→ **Data segment**:
╭──

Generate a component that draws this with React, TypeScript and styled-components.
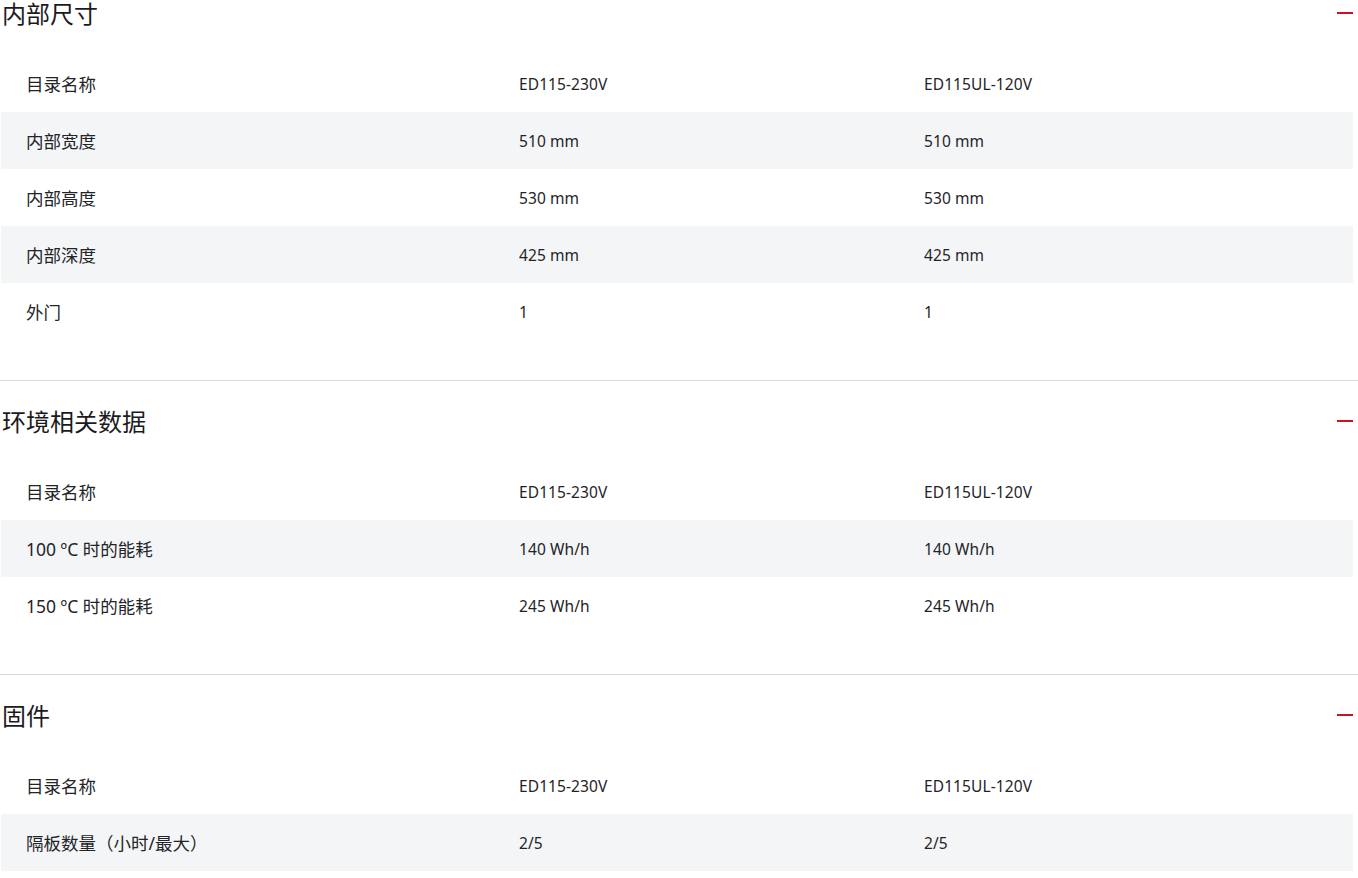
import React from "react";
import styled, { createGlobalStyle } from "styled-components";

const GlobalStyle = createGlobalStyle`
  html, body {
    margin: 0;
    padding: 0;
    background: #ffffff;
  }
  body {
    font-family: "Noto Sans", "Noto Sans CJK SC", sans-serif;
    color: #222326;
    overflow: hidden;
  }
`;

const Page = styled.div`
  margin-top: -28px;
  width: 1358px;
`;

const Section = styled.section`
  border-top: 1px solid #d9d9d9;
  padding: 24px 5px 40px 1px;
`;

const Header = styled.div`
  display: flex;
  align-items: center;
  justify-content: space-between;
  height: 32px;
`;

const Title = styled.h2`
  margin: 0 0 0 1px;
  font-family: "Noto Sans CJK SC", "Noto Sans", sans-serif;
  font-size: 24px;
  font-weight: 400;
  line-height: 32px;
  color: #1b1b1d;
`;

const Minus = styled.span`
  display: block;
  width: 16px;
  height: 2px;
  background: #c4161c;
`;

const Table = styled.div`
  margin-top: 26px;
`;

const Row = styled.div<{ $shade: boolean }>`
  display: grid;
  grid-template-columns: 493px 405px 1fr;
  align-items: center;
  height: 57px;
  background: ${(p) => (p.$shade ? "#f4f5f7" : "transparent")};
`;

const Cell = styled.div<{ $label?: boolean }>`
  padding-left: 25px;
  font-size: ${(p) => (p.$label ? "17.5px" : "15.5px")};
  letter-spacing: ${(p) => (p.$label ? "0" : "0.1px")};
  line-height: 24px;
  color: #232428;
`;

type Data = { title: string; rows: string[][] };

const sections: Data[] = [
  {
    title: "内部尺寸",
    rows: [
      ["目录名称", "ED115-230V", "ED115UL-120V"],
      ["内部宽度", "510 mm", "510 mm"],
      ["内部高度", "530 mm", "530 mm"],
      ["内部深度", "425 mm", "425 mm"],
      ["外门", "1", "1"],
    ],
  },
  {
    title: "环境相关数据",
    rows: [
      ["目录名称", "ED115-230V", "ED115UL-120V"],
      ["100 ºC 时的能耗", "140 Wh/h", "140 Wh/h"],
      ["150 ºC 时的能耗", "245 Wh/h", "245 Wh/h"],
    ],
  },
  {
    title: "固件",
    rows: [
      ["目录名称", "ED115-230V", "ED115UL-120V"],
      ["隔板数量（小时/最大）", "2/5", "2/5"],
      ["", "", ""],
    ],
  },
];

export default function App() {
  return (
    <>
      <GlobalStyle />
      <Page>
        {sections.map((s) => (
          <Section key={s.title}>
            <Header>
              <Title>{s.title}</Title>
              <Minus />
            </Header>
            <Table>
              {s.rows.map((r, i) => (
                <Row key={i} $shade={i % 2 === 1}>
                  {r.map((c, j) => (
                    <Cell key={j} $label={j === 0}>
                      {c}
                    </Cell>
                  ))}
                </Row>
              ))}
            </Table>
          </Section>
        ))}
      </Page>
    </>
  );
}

╰──

→ **Task to complete**:
Copy every line of the data that holds the string "components".

→ **Task output**:
Generate a component that draws this with React, TypeScript and styled-components.
import styled, { createGlobalStyle } from "styled-components";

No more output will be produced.